Return each line containing the string "this".

[start of MATERIALS PROVIDED]

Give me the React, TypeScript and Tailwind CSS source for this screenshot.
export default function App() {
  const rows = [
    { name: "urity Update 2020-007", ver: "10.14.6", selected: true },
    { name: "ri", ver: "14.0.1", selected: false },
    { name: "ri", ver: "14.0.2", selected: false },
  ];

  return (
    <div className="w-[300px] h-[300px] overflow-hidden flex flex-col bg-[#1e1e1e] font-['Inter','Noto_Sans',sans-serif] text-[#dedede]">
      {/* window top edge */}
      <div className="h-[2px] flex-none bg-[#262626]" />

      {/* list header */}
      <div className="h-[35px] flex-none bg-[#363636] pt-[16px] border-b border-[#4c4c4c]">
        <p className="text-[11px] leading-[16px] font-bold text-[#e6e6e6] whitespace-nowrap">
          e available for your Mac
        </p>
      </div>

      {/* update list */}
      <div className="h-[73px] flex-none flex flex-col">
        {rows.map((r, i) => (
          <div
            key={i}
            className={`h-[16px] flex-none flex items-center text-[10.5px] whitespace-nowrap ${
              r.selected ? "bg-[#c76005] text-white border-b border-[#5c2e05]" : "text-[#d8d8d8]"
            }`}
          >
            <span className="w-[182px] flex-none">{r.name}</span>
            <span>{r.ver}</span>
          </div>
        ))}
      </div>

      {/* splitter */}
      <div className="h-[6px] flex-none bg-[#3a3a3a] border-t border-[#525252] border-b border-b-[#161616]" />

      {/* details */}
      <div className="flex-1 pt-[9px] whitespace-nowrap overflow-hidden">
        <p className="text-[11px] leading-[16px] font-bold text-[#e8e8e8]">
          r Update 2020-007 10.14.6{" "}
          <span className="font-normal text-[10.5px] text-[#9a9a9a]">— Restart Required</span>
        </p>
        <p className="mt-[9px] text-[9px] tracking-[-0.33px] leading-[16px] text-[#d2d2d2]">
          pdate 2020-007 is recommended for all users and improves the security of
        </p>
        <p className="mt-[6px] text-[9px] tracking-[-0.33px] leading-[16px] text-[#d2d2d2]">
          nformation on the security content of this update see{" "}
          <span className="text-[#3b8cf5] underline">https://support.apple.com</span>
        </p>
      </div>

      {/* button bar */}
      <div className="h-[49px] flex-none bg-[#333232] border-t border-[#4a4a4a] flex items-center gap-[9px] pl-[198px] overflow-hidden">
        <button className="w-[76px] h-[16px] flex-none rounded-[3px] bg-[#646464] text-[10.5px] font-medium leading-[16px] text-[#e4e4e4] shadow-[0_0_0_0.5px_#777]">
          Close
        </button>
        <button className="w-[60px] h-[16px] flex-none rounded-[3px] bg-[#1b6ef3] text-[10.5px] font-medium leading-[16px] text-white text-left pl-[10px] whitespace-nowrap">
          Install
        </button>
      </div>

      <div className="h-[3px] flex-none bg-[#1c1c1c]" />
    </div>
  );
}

[end of MATERIALS PROVIDED]
[start of MATERIALS PROVIDED]

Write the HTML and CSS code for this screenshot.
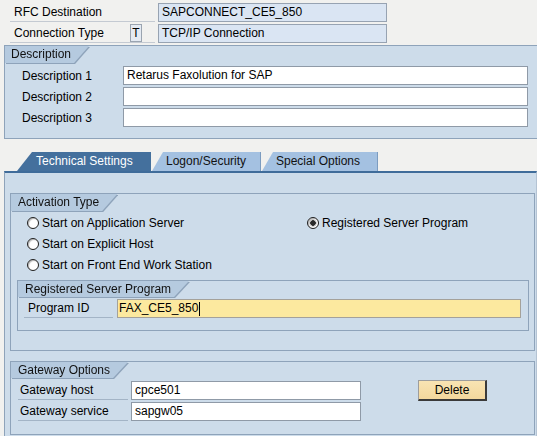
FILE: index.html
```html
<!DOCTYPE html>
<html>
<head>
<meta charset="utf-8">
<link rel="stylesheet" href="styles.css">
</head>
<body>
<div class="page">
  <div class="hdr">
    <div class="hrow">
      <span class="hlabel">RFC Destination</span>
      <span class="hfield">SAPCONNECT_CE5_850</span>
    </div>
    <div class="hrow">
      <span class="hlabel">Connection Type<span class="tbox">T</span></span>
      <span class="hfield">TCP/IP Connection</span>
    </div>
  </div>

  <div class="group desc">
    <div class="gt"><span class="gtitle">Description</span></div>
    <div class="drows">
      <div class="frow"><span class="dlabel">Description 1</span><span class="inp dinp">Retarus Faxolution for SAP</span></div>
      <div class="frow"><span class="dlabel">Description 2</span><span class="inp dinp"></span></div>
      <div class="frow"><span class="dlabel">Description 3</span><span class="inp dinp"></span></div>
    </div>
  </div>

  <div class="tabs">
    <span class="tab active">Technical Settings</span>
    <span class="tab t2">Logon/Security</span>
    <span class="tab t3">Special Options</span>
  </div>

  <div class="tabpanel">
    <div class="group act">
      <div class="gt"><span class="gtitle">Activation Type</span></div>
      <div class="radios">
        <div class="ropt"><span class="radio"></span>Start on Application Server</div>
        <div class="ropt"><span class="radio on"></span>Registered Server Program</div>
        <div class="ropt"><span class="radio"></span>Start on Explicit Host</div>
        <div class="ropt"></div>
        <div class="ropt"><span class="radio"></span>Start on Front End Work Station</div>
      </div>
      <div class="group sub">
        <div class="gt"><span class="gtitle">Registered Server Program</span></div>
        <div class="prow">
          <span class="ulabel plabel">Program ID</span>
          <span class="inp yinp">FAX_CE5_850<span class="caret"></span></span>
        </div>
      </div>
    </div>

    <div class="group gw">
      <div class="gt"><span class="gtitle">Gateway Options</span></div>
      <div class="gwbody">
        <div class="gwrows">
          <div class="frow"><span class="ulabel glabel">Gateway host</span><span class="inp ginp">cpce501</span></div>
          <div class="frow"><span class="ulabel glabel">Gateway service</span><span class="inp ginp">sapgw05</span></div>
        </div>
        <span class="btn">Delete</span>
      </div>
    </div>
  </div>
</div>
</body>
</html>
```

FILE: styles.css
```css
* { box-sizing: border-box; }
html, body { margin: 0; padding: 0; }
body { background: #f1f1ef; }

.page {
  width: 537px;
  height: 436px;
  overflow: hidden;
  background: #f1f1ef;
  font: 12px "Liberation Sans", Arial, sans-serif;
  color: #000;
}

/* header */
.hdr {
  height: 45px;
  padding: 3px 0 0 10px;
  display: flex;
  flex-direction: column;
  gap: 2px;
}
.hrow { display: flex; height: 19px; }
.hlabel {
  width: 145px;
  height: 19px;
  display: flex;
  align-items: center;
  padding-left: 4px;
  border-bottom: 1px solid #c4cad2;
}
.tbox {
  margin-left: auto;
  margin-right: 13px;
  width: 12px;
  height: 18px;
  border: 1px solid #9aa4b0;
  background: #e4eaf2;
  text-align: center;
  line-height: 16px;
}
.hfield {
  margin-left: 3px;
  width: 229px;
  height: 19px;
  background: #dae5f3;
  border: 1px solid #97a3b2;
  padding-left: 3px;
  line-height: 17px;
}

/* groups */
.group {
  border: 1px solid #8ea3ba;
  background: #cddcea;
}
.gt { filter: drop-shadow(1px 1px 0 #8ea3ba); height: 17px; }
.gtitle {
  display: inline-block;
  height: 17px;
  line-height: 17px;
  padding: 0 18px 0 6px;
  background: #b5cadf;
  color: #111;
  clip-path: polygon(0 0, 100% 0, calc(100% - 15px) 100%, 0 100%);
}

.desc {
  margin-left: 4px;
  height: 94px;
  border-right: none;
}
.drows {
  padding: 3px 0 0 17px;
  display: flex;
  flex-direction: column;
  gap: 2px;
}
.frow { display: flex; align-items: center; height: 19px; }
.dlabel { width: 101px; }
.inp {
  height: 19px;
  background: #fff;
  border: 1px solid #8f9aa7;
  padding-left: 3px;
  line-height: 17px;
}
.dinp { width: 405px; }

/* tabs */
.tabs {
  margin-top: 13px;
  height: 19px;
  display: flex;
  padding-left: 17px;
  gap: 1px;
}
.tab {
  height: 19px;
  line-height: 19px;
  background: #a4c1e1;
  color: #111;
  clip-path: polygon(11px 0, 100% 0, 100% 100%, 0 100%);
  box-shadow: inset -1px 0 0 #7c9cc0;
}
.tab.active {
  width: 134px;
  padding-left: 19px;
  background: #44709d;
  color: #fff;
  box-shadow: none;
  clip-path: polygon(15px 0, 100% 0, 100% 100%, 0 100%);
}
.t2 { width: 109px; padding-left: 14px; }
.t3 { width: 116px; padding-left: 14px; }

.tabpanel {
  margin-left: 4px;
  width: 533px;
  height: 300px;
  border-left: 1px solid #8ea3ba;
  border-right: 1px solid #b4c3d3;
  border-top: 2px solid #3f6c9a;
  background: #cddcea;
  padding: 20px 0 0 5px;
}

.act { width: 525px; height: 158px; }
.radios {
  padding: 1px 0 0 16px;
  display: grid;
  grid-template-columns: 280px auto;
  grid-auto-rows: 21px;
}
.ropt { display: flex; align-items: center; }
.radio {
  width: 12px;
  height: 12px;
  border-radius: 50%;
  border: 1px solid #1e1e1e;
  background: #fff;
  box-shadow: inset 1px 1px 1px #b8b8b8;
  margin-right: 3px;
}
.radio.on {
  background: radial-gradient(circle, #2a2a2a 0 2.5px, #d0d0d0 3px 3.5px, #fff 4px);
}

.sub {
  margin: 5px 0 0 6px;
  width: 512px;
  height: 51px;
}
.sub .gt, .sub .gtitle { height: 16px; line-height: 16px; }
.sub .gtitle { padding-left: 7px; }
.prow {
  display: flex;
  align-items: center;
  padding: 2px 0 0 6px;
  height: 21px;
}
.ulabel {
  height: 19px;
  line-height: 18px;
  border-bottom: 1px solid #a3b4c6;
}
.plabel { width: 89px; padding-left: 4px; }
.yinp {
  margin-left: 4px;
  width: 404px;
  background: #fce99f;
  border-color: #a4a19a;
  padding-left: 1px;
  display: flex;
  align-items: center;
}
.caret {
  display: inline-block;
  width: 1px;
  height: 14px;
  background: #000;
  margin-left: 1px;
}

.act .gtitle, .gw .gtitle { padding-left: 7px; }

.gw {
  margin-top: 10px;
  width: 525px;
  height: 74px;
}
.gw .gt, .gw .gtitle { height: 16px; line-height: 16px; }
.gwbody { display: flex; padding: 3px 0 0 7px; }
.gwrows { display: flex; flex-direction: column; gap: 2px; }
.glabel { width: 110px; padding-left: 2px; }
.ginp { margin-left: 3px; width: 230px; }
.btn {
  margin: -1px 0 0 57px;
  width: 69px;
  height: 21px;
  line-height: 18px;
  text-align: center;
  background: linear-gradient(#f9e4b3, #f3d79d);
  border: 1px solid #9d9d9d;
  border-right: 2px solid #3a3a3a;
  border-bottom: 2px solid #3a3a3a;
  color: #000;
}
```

[end of MATERIALS PROVIDED]

RESPONSE TO THE EXERCISE:
Give me the React, TypeScript and Tailwind CSS source for this screenshot.
          nformation on the security content of this update see{" "}
Write the HTML and CSS code for this screenshot.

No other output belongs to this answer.